И если соглашаться с Бахтиным (а есть сильный соблазн с ним согласиться), то именно встроенность диалога в творческое пространство, объединенное до состояния монолита единством авторского взгляда, является родовым признаком драматургии.
Главное драматургическое произведение Бродского – «Мрамор» – форсированно, демонстративно ориентировано одновременно на античность и современность. И это – художественное доказательство историософского тезиса, четко поэтом сформулированного:
«Античности присущ прямой – без посредников – взгляд на мир: взгляд, никакой оптикой не вооруженный, когда единственная призма, в которой мир преломляется, – ваш собственный хрусталик… Двадцатый век настал только с точки зрения календаря; с точки зрения сознания чем человек современнее, тем он древнее»[41].
Мир целен во времени. Мир монолитен. В этой монолитности его мощь, но и безысходность. «Диалог есть колоссальная движущая сила» – средство осмыслить эту безысходность и придать ей черты живого жизненного процесса.
Все три пьесы («Мрамор» и два перевода – Тома Стоппарда «Розенкранц и Гильденстерн мертвы» и Брендана Биэна «Говоря о веревке») – истории отчаянного сопротивления безысходности. Действие «Мрамора» и «Говоря о веревке» разворачивается в тюрьме (причем для персонажей «Мрамора» и некоторых героев Биэна – пожизненной!) – в буквальном смысле. Действие пьесы о Розенкранце и Гильденстерне – в тюрьме, так сказать, метафизической, в условном пространстве, откуда нет выхода.
Гильденстерн на палубе корабля, как будто плывущего в Англию, трезво очерчивает их положение:
«Свобода передвижения, слова, импровизации – и все же… И все же тюрьма. Ибо границы этой свободы определены неподвижной звездой, и все наше перемещение – лишь небольшое изменение угла по отношению к ней; мы, конечно, можем ловить момент, наслаждаться на все сто, шнырять туда-сюда, но, как бы мы ни вертелись, круг замыкается…»
Все творчество Бродского пронизано явными и скрытыми смысловыми перекличками, образующими сколь бесконечно сложную, столь и монументально стройную систему. Так, формула о свободе как об изменении угла по отношению к неподвижному ориентиру, из рассуждения Гильденстерна о мире-тюрьме (что, в свою очередь, восходит к словам Гамлета: «Дания – тюрьма») перешла в стихотворение «Театральное», в описание башни-тюрьмы, той же, что и в «Мраморе»:
…Поскольку в ней —
тюрьма, время дня и движенье дней
определяют у нас углом
ее и сидящих в ней поделом
наклона к земле…
Все три пьесы – о смерти. Из всех трех тюрем можно уйти только в смерть. Туллий в «Мраморе» при помощи головоломного трюка добывает достаточно снотворного, чтобы превратить жизнь в вечный сон.

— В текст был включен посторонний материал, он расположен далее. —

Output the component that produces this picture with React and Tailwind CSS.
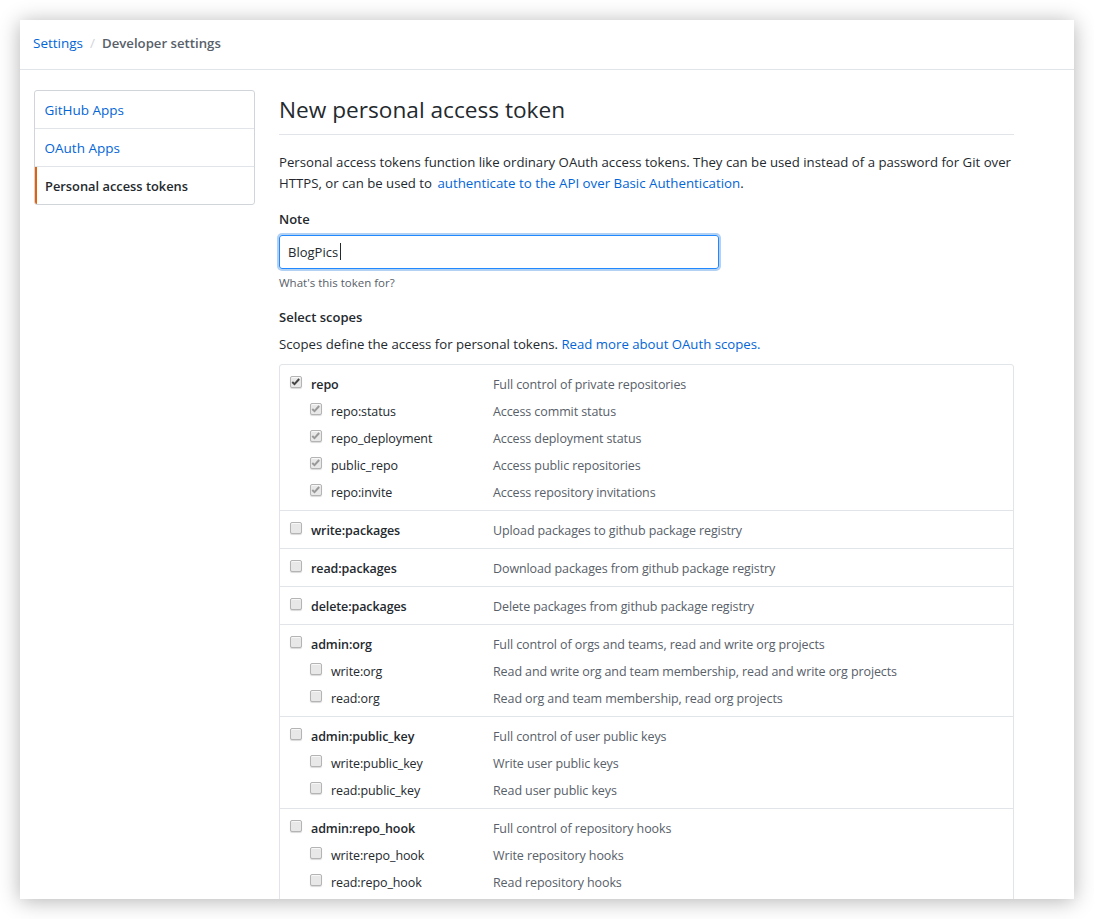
const groups = [
  [["repo", "Full control of private repositories", true], ["repo:status", "Access commit status", true], ["repo_deployment", "Access deployment status", true], ["public_repo", "Access public repositories", true], ["repo:invite", "Access repository invitations", true]],
  [["write:packages", "Upload packages to github package registry"]],
  [["read:packages", "Download packages from github package registry"]],
  [["delete:packages", "Delete packages from github package registry"]],
  [["admin:org", "Full control of orgs and teams, read and write org projects"], ["write:org", "Read and write org and team membership, read and write org projects"], ["read:org", "Read org and team membership, read org projects"]],
  [["admin:public_key", "Full control of user public keys"], ["write:public_key", "Write user public keys"], ["read:public_key", "Read user public keys"]],
  [["admin:repo_hook", "Full control of repository hooks"], ["write:repo_hook", "Write repository hooks"], ["read:repo_hook", "Read repository hooks"]],
];

function Check({ checked, sub }) {
  return (
    <span className="relative block w-[12px] h-[12px] -mt-[3px] rounded-[2px] border border-[#b4b4b4] bg-[#e8e8e8] shadow-[inset_0_1px_0_#f8f8f8,0_1px_1px_rgba(0,0,0,0.15)]">
      {checked && (
        <svg viewBox="0 0 12 12" className="absolute left-0 top-0 w-[10px] h-[10px]">
          <path d="M1.5 6 L4.2 8.6 L9.8 2.4" fill="none" stroke={sub ? "#999999" : "#444444"} strokeWidth="2.4" />
        </svg>
      )}
    </span>
  );
}

function Row({ name, desc, checked, parent }) {
  return (
    <div className="flex items-center h-[27px] text-[12.5px] tracking-[-0.1px]">
      <div className={parent ? "w-[213px] flex items-center pl-[10px]" : "w-[213px] flex items-center pl-[30px]"}>
        <Check checked={checked} sub={!parent} />
        <span className={parent ? "ml-[9px] mt-[4px] font-semibold text-[#24292e]" : "ml-[9px] mt-[4px] text-[#24292e]"}>{name}</span>
      </div>
      <div className="mt-[4px] text-[#586069]">{desc}</div>
    </div>
  );
}

export default function App() {
  return (
    <div className="p-5 h-[919px] bg-white overflow-hidden text-[13.2px] text-[#24292e] font-['Open_Sans','Noto_Sans',sans-serif]">
      <div className="h-[879px] bg-white overflow-hidden shadow-[0_2px_20px_rgba(0,0,0,0.3)]">
        <div className="h-[50px] border-b border-[#e1e4e8] pl-[13px] pb-[2px] flex items-center text-[13.5px]">
          <a className="text-[#0366d6]">Settings</a>
          <span className="mx-[7px] text-[#d1d5da]">/</span>
          <span className="font-semibold text-[13.2px] text-[#586069]">Developer settings</span>
        </div>
        <div className="flex pl-[14px] pt-5">
          <div className="w-[221px] h-[115px] border border-[#d1d5da] rounded-[3px] overflow-hidden">
            <div className="h-[38px] flex items-center pl-[9.5px] pt-[2px] text-[13.5px] text-[#0366d6] border-b border-[#e1e4e8]">GitHub Apps</div>
            <div className="h-[38px] flex items-center pl-[9.5px] pt-[2px] text-[13.5px] text-[#0366d6] border-b border-[#e1e4e8]">OAuth Apps</div>
            <div className="h-[37px] flex items-center pl-[8px] pt-[2px] text-[12.85px] font-semibold border-l-2 border-[#e36209]">Personal access tokens</div>
          </div>
          <div className="ml-[24px] w-[735px]">
            <h1 className="text-[22.65px] leading-[40px] font-normal border-b border-[#e1e4e8] h-[45px]">New personal access token</h1>
            <p className="mt-[17px] leading-[21px]">
              Personal access tokens function like ordinary OAuth access tokens. They can be used instead of a password for Git over HTTPS, or can be used to <a className="ml-[2px] text-[13.3px] text-[#0366d6]">authenticate to the API over Basic Authentication</a>.
            </p>
            <div className="mt-[15px] text-[13px] font-semibold leading-[21px]">Note</div>
            <div className="relative mt-[5px] w-[440px]">
              <input readOnly value="BlogPics" className="block w-full h-[34px] px-[8px] rounded-[3px] border border-[#2188ff] shadow-[0_0_0_2px_rgba(3,102,214,0.3)] outline-none text-[13px]" />
              <span className="absolute left-[61px] top-[8px] w-px h-[17px] bg-[#24292e]" />
            </div>
            <div className="mt-[6px] text-[11.5px] leading-[16px] text-[#586069]">What's this token for?</div>
            <div className="mt-[16px] text-[13px] font-semibold leading-[21px]">Select scopes</div>
            <p className="mt-[6px] leading-[21px]">Scopes define the access for personal tokens. <a className="text-[#0366d6]">Read more about OAuth scopes.</a></p>
            <div className="mt-[9px] border border-[#e1e4e8] rounded-t-[3px]">
              {groups.map((g, i) => (
                <div key={i} className="py-[5px] border-b border-[#e1e4e8]">
                  {g.map((r, j) => (
                    <Row key={r[0]} name={r[0]} desc={r[1]} checked={r[2]} parent={j === 0} />
                  ))}
                </div>
              ))}
            </div>
          </div>
        </div>
      </div>
    </div>
  );
}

Сквозь всю пьесу Стоппарда идет зловещая игра в умирание, но заканчивается она подлинным уходом героев в небытие, потому что нет – в принципе – иного исхода из жизненного сюжета. Как сетует Гильденстерн:
«Смерть – это не игра, которая скоро кончится… Это отсутствие присутствия… ничего больше… бесконечное время, в течение которого… нельзя вернуться, это дверь в пустоту, которой не видишь… и когда там поднимается ветер, он не производит шума…»
А в пьесе Биэна все действие построено на ожидании, когда откроется «дверь в пустоту», – на взвинченно пристальном наблюдении за приготовлениями к казни.
В финале пьесы Биэна – сцена с могильщиками: поклон в сторону «Гамлета». А для Бродского – соответственно – в сторону «Розенкранца и Гильденстерна». А в «Мраморе» философ Туллий декларирует:
«…Пожизненно переходит в посмертно. И если это так, то и посмертно переходит в пожизненно… То есть при жизни существует возможность узнать, как будет там…»
И это, разумеется, есть горько-ироническая вариация на тему знаменитого монолога Гамлета «Быть или не быть» – о жадном стремлении узнать «безвестный край, откуда нет возврата».
«Чувствую себя Шекспиром».
«Мрамор» и два драматургических перевода, сделанных на рубеже шестидесятых-семидесятых годов, – а для Бродского перевод есть полноправный вариант личного творческого акта – объединены не только сюжетом и экзистенциальным смыслом, но и стилевым родством. Виртуозный диалогический узор «Розенкранца и Гильденстерна» безусловно родствен таковому же в «Горчакове и Горбунове» и тем паче в «Мраморе». На плотном назойливом диалоге держится и «Говоря о веревке».